------ Extracted data ------
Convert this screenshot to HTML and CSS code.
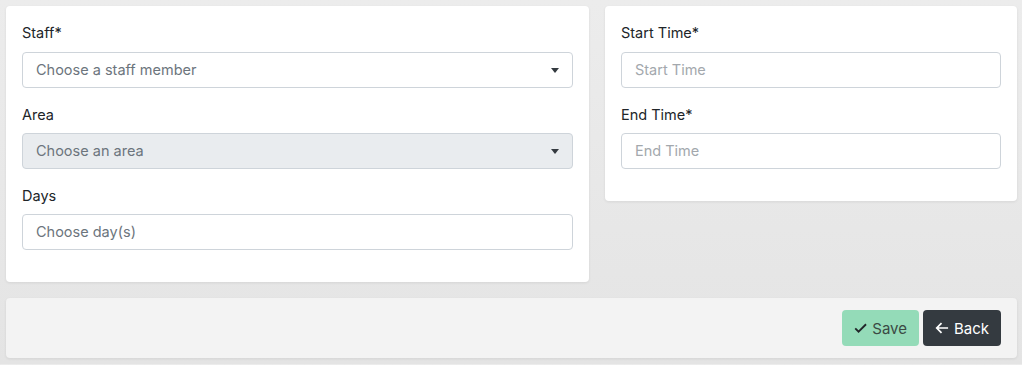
FILE: index.html
```html
<!DOCTYPE html>
<html lang="en">
    <head>
        <meta charset="UTF-8">
        <title>Rota entry</title>
        <link rel="stylesheet" href="styles.css">
    </head>
    <body>
        <div class="page">
            <div class="columns">
                <div class="card">
                    <div class="group">
                        <label>Staff*</label>
                        <div class="select"><span>Choose a staff member</span><i class="caret"></i></div>
                    </div>
                    <div class="group">
                        <label>Area</label>
                        <div class="select disabled"><span>Choose an area</span><i class="caret"></i></div>
                    </div>
                    <div class="group">
                        <label>Days</label>
                        <div class="select"><span>Choose day(s)</span></div>
                    </div>
                </div>
                <div class="card">
                    <div class="group">
                        <label for="start">Start Time*</label>
                        <input id="start" class="field" type="text" placeholder="Start Time">
                    </div>
                    <div class="group">
                        <label for="end">End Time*</label>
                        <input id="end" class="field" type="text" placeholder="End Time">
                    </div>
                </div>
            </div>
            <div class="actions">
                <button class="btn btn-save" disabled>
                    <svg viewBox="0 0 16 16" width="14" height="14"><path d="M1.5 8.5l4 4 9-9" fill="none" stroke="#212529" stroke-width="2.2"/></svg>
                    Save
                </button>
                <button class="btn btn-back">
                    <svg viewBox="0 0 16 16" width="14" height="14"><path d="M15 8H2M7.5 2.5L2 8l5.5 5.5" fill="none" stroke="#fff" stroke-width="2"/></svg>
                    Back
                </button>
            </div>
        </div>
    </body>
</html>
```

FILE: styles.css
```css
body {
    margin: 0;
    background: linear-gradient(180deg, #ececec 0%, #e4e4e4 100%);
    color: #212529;
    font-family: Inter, "Noto Sans", Arial, sans-serif;
    font-size: 14.5px;
}

.page {
    padding: 6px 5px 6px 6px;
}

.columns {
    display: grid;
    grid-template-columns: 583fr 412fr;
    gap: 16px;
    align-items: start;
}

.card {
    background: #fff;
    border-radius: 4px;
    padding: 16px 16px 0;
    box-shadow: 0 1px 3px rgba(0, 0, 0, 0.08);
}

.group {
    margin-bottom: 16px;
}

.card .group:last-child {
    margin-bottom: 32px;
}

.group label {
    display: block;
    line-height: 21px;
    margin-bottom: 9px;
    color: #212529;
}

.group + .group label {
    margin-bottom: 8px;
}

.select,
.field {
    box-sizing: border-box;
    width: 100%;
    height: 36px;
    border: 1px solid #ced4da;
    border-radius: 4px;
    background: #fff;
    padding: 0 13px 1px;
    font: inherit;
}

.select {
    display: flex;
    align-items: center;
    justify-content: space-between;
    color: #6c757d;
}

.select.disabled {
    background: #e9ecef;
}

.caret {
    width: 0;
    height: 0;
    border-left: 4px solid transparent;
    border-right: 4px solid transparent;
    border-top: 5px solid #343a40;
    margin-right: 0;
    margin-top: 2px;
}

.field {
    display: block;
    color: #212529;
    outline: 0;
}

.field::placeholder {
    color: #a3a8ad;
}

.actions {
    margin-top: 16px;
    background: #f3f3f3;
    border-radius: 4px;
    padding: 12px 16px;
    display: flex;
    justify-content: flex-end;
    gap: 4px;
    box-shadow: 0 1px 3px rgba(0, 0, 0, 0.08);
}

.btn {
    height: 36px;
    border: 0;
    border-radius: 4px;
    padding: 0 12px;
    font: inherit;
    font-size: 15px;
    display: flex;
    align-items: center;
    gap: 5px;
}

.btn-save {
    background: #94dbb8;
    color: #3b4a44;
    width: 77px;
}

.btn-back {
    background: #343a40;
    color: #fff;
    width: 78px;
    cursor: pointer;
}
```
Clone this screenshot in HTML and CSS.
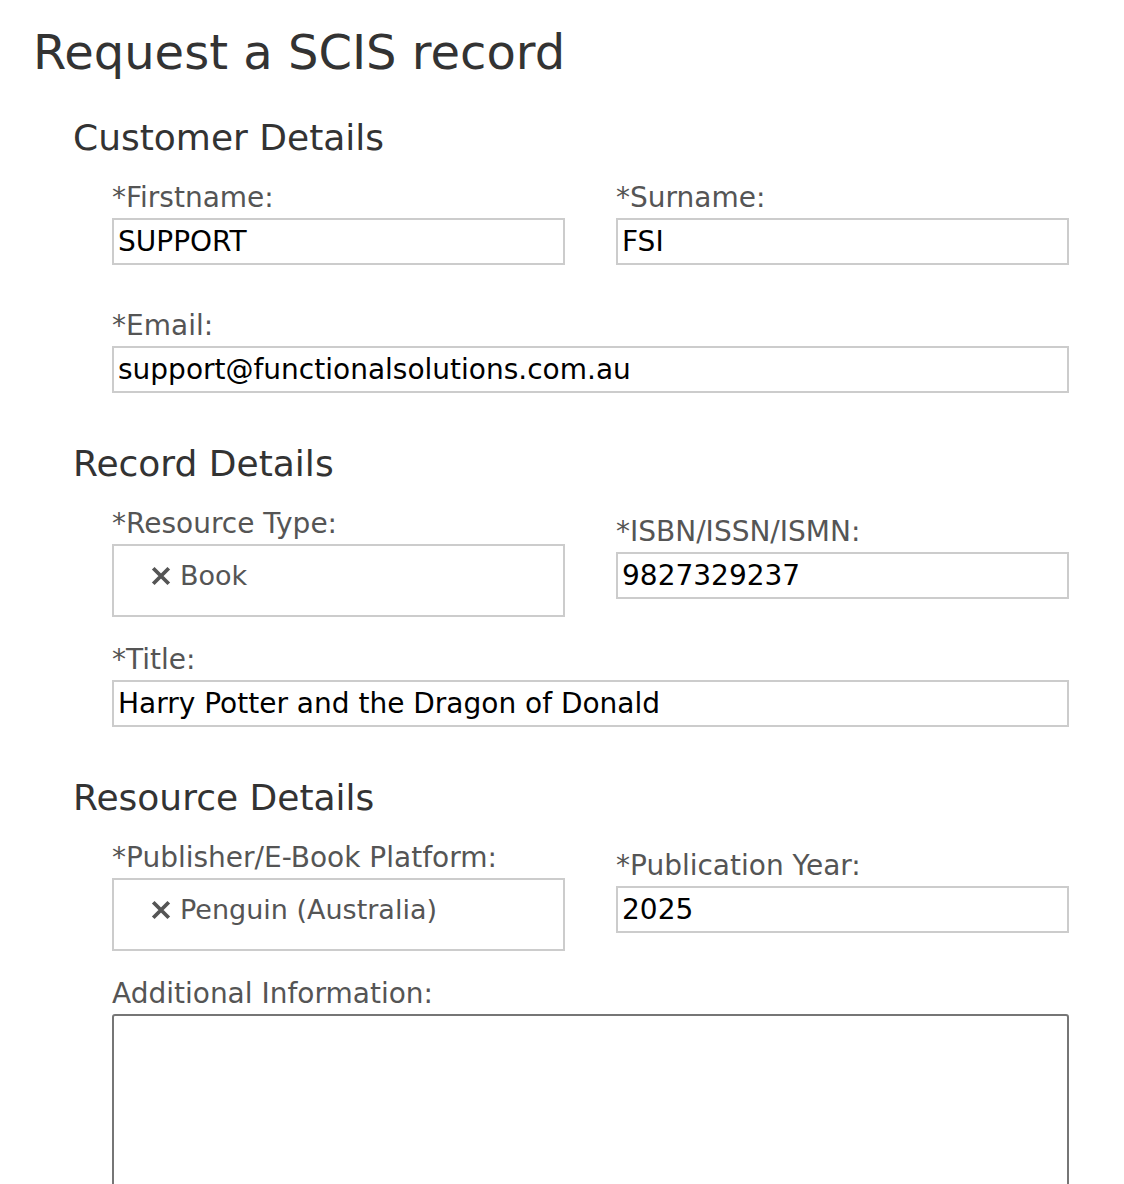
------
- **What is expected**
In the records above, find each line with the word "this" and copy it.

- **Task output**
Convert this screenshot to HTML and CSS code.
Clone this screenshot in HTML and CSS.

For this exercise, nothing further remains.